Although I do not need all the functionality of Weka, some supervisors suggested using a jprofiler in NetBeans IDE to have a look at what Weka is doing wrong and why it is being so crazy. Maybe I will, but since I only really need frequent mining for now, I might investigate alternative methods for extracting what I need.

2 comments:

K K W I E E R Computer Engg said...

I have used WEKA and found it to be very useful. But I did not understand the following.

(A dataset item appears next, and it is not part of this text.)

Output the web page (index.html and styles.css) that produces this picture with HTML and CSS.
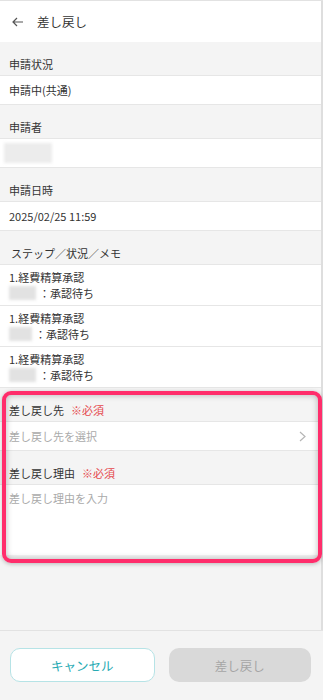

Suppose I have some dataset D consisting of 1000 instances. I create two files. In the First file say file1.arff I copied all the 1000 instances and in second file say file2.arff, I select randomly only 200 instances from the same dataset D. If I now build two neural network models using following two commands in WEKA CLI, the size of the first model file is higher than the second. Why so? In fact since the models are identical (no. of layers and number of neurons in input, hidden and output layer and no. of inter connections)the file sizes should have also been identical.

commands are

java weka.classifiers.MultilayerPerceptron -t c:\file1.arff -d c:\file1.mod

second command is

java weka.classifiers.MultilayerPerceptron -t c:\file2.arff -d c:\file2.mod

You may check this with any dataset and see the size of the ".mod" files on the disk. They are different. Also note that the MultilayerPerceptron classifiers unlike the "J48" classifiers do not have scheme specific option
"-L". If -L is used with J48 the sizes are different as the model file also stores instance information for future visualization. If not used, instance information is not stored and thus the model file sizes are identical. Does this mean that NN models in WEKA always store instance information? Please comment.

s!nooz said...
This comment has been removed by the author.